Carl Skoglund (April 10, 1884 – December 11, 1960) was a Swedish-American socialist, affectionately called Skogie by all his American friends and comrades. He was born in Dalsland and traveled to the United States in 1911, sailing in steerage first on board the Swedish ship Oslo, sailing from Gothenburg to Hull, England; and thence on the White Star Line ship Cymric, sailing from Liverpool to Boston; his destination was Minneapolis. After spending some time in the Industrial Workers of the World he became one of the founders of the American Communist Party and later became a Trotskyist and one of the co-founders of the Socialist Workers Party.

Early life in Sweden[edit]

As Carl entered his teens his father died, making it necessary for him, as the oldest child, to leave school and earn a living for the family. He found a job in a pulp mill. Wages were low and working conditions hard in the mill, so Skoglund organized a union and lead a strike for better conditions.

Through his experience in the class struggle, he became interested in Marxism and joined the Swedish Social Democratic Party. Later on Skoglund was called up for service in the Swedish army.
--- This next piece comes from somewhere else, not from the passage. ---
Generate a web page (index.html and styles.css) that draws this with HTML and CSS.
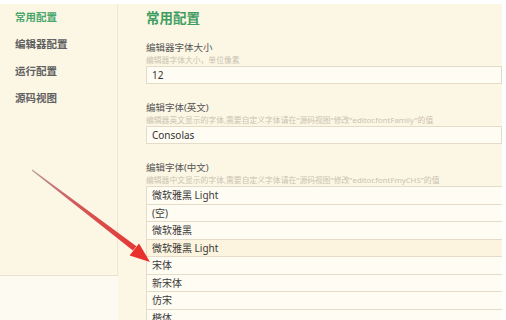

When the conscripts were kept in uniform beyond the legal period of compulsory service, he became one of the leaders of a soldiers' protest movement demanding that they be demobilized. For his militant political activities, Skoglund was blacklisted and could not find a job in Sweden. In 1911, he decided to go to the United States. His fiancée remained behind and they were never rejoined.

In America[edit]

In the United States, Skoglund joined the IWW and spent a period on a railroad construction gang after which he went into the woods working as a lumberjack. There he suffered a serious foot injury, after which the company fired him.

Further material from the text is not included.